Neben den Automobilherstellern sind auch die deutschen Kfz-Zulieferer in Mexiko stark vertreten. Unternehmen wie ZF Friedrichshafen, Continental oder Bosch beschäftigen mehrere tausend Mitarbeitende. Nach Angaben des Verbandes der Automobilindustrie (VDA) haben deutsche Zulieferer mehr als 330 Standorte in Mexiko.

Laut einem Statement der Deutsch-Mexikanischen Industrie- und Handelskammer (AHK Mexiko) ist Mexiko seit Jahren der wichtigste Investitionsstandort der deutschen Wirtschaft in Lateinamerika. "Im Vertrauen auf das (USMCA-)Abkommen haben zahlreiche Unternehmen in Mexiko ihre Aktivitäten ausgebaut", so die Kammer.
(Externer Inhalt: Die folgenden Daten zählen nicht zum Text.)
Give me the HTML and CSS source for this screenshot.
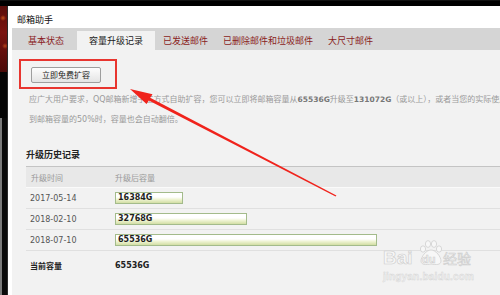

Zölle wären demzufolge ein herber Schlag für die 2.100 Firmen mit deutscher Kapitalbeteiligung, von denen viele den US-Markt beliefern.

Präsidentin Sheinbaum wollte keine Konfrontation mit Trump

Die zuletzt zwischen Claudia Sheinbaum und Donald Trump verhandelte Aufschiebung der Zölle kann als außenpolitischer Erfolg der Regierung Sheinbaum gewertet werden, die - anders als Kanada - keine direkten Vergeltungsmaßnahmen angekündigt hatte. Nach der ursprünglichen Bekanntgabe der Zölle sagte Claudia Sheinbaum in einer Videobotschaft, Mexiko wolle "eine Konfrontation vermeiden" und kündigte ihre Bereitschaft zu Verhandlungen an. Nun stehen die Chancen gut, dass Zölle verhindert oder zumindest auf ein erträgliches Maß reduziert werden können.

Verhandlungsgeschick wird die mexikanische Regierung auch bei der anstehenden Revision des USCMA-Handelsabkommens brauchen. Die Gespräche dazu sollen demnächst starten und bis Mitte 2026 gehen. Donald Trump dürfte dabei versuchen, weitere Vorteile für die USA herauszuholen.